From March 12 to 16, the university is hosting the first-ever Engineering and Commerce Case Competition, an event that will see undergraduate engineering and commerce students from seven Canadian and three international schools tackle business problems designed to sharpen their leadership and communication skills.
The competition — organized by students from the Faculty of Engineering and Computer Science and the John Molson School of Business (JMSB) — is about more than proving who’s best.
“Interdisciplinary collaboration is a crucial foundation for the kind of university-business partnerships we hope to encourage,” says competition president Emran Ghasemi. “Learning to function in teams of experts from more than one field will work to everyone’s advantage.”
Participating universities are sending teams of two engineering and two business students to solve three cases submitted by the competition’s corporate partners.
The cases may focus on problems businesses have confronted in the past or are presently facing. The teams will have several hours to develop solutions, which they will then present to a panel of engineers and business leaders. These plans will be judged not just on their engineering designs, business plans and strategies, but on how well these pieces fit together to form comprehensive packages.
A competition with big goals
In organizing the competition, Ghasemi — an industrial engineering student — and his fellow coordinators hope to play a part in Montreal’s resurgence as a centre of innovation.
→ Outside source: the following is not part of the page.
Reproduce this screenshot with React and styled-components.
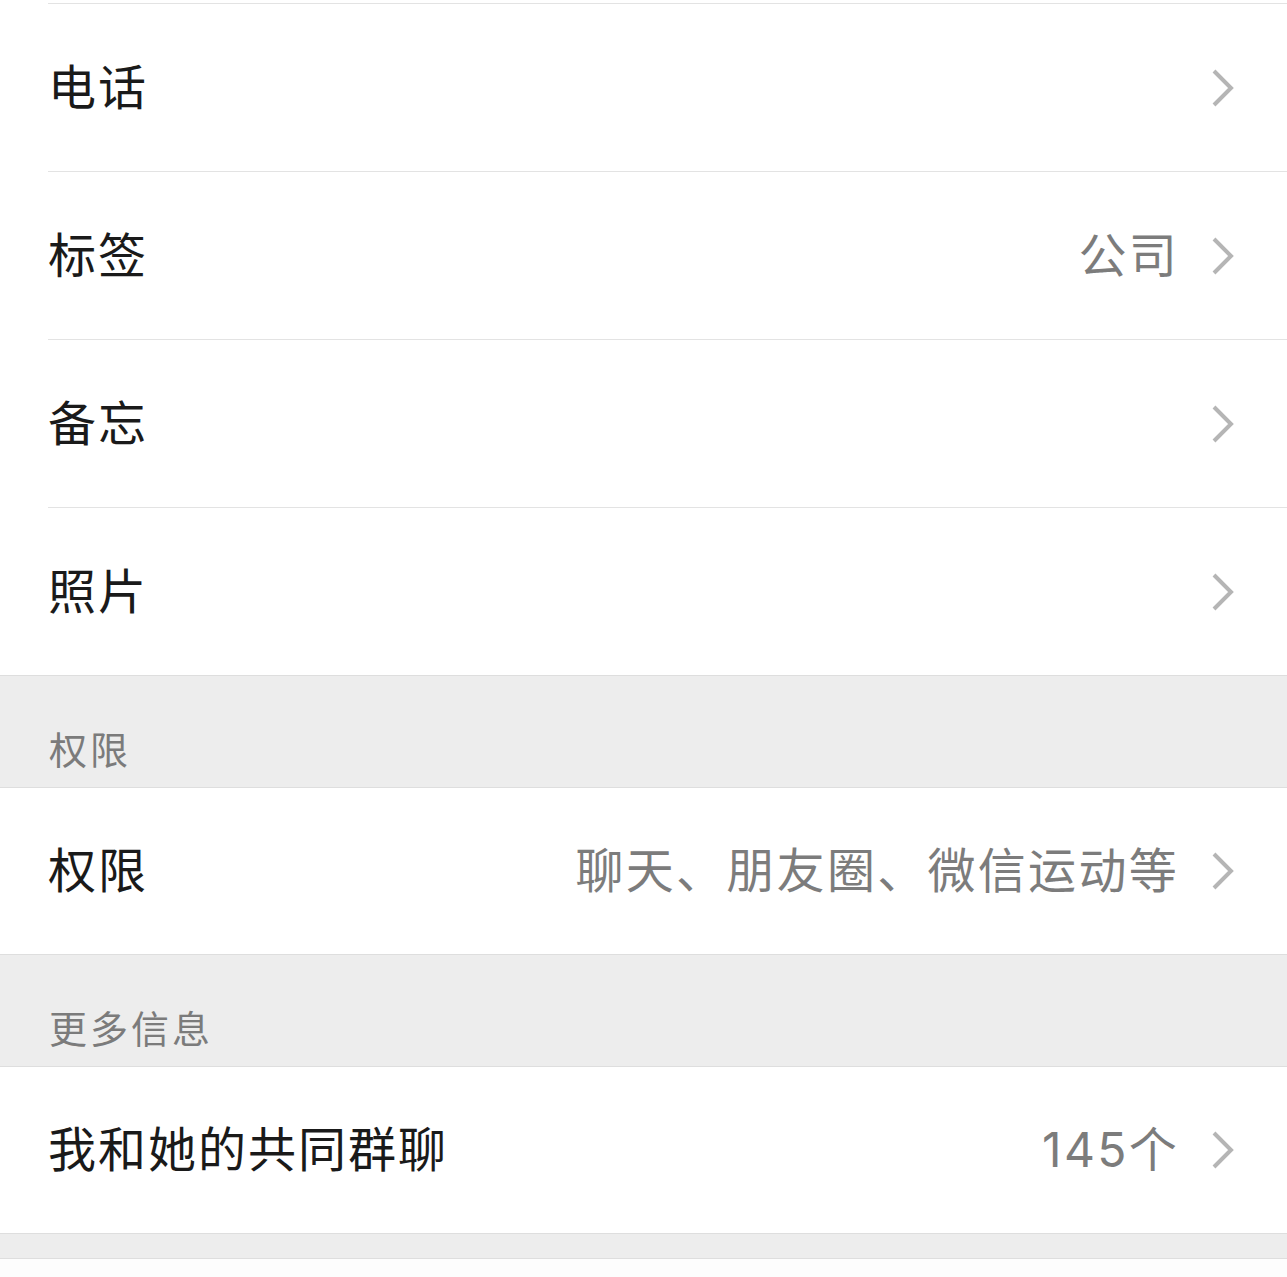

“We want to have a hand in shaping our future in the city by finding ways to help businesses and educational institutions usher in the kind of innovations that will entice graduates to stay here.”
That goal impresses JMSB dean Steve Harvey. “I am very pleased to see this sort of cross-faculty collaboration between our university’s students,” he says. “Concordia has a proud history of student-run case competitions, and I am certain that this initiative will build on that legacy.”
Ghasemi was particularly inspired by a speech Concordia’s president Alan Shepard delivered to the Board of Trade of Metropolitan Montreal last November. In it, Shepard called on the city to embrace a culture of innovation in which incubators can thrive.
“As future leaders, we want to realize this vision,” says Ghasemi. “We believe in this competition as a way of creating new approaches to real-world challenges.”
The Engineering and Commerce Case Competition takes place from Wednesday, March 12, to Sunday, March 16.